Through exploration, play, and collaborative problem solving, students developed an understanding of ODE’s that went beyond a textbook or lecture. Here are a few of their reflections:

“I used to think ODEs weren’t super related to real life situations outside of population growth.
Now, I think they have a lot more application to the real world including global climate change.”- Miles Huber

“I used to think ODEs were really confusing.
Now I think ODEs are easier to understand when looking at real world examples” – Sophie Natale-Short

“I used to think ODE’s have no application in the real world.
Now I think that ODE’s are very useful in predicting future behavior.” – Rachel Taylor

“I used to think ODEs had little to no application in real life to non-mathematicians.
Now I think that anyone can understand how ODEs can be used to solve real world applications, even if they can’t solve it.” – Matt Camella

“I used to think that describing differential equations to people who didn’t understand them was difficult.
Now after presenting I think it’s easy!” -Calla Hindems

Looking to the Future

Merging mathematics and design thinking helped the students experience the ways that math can help implement positive social change on a macro-scale. “I left the class really energized by the student feedback and the whole experience of creating these scenarios to help the students understand how to apply the Math,” stated Dr. Noel. “I already started to imagine us really doing modeling for the city in other design-thinking math classes to show the city’s administration how Tulane students could use ordinary differential equations to predict change.”

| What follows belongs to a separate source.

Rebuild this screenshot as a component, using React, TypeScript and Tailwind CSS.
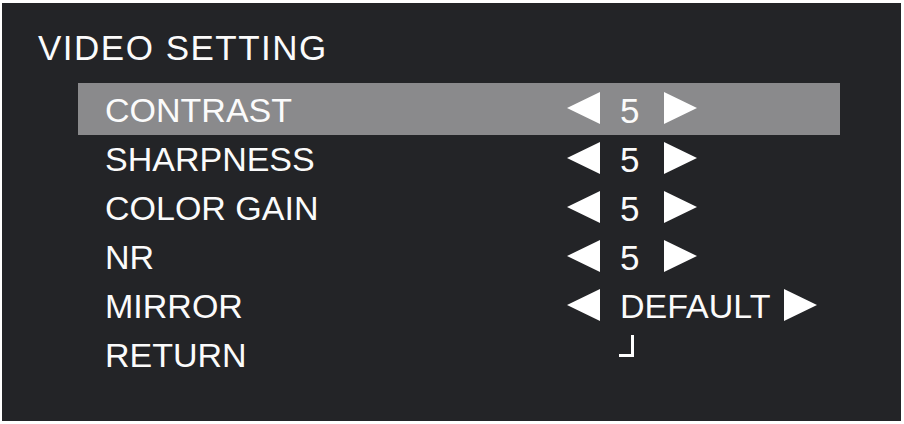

Dr. Dahleh also remarked on how surprised she was at the level of engagement of all of the students, even students who traditionally might not have been excited by the content gave passionate presentations to the government of Tulanelandia. These presentations demonstrated their understanding of the concepts.

Dr. Noel and Dr. Dahleh look forward to collaborating on other Math and Design Thinking experiments in the future.

This project is made possible with the support of Tulane’s Center for Engaged Teaching and Learning.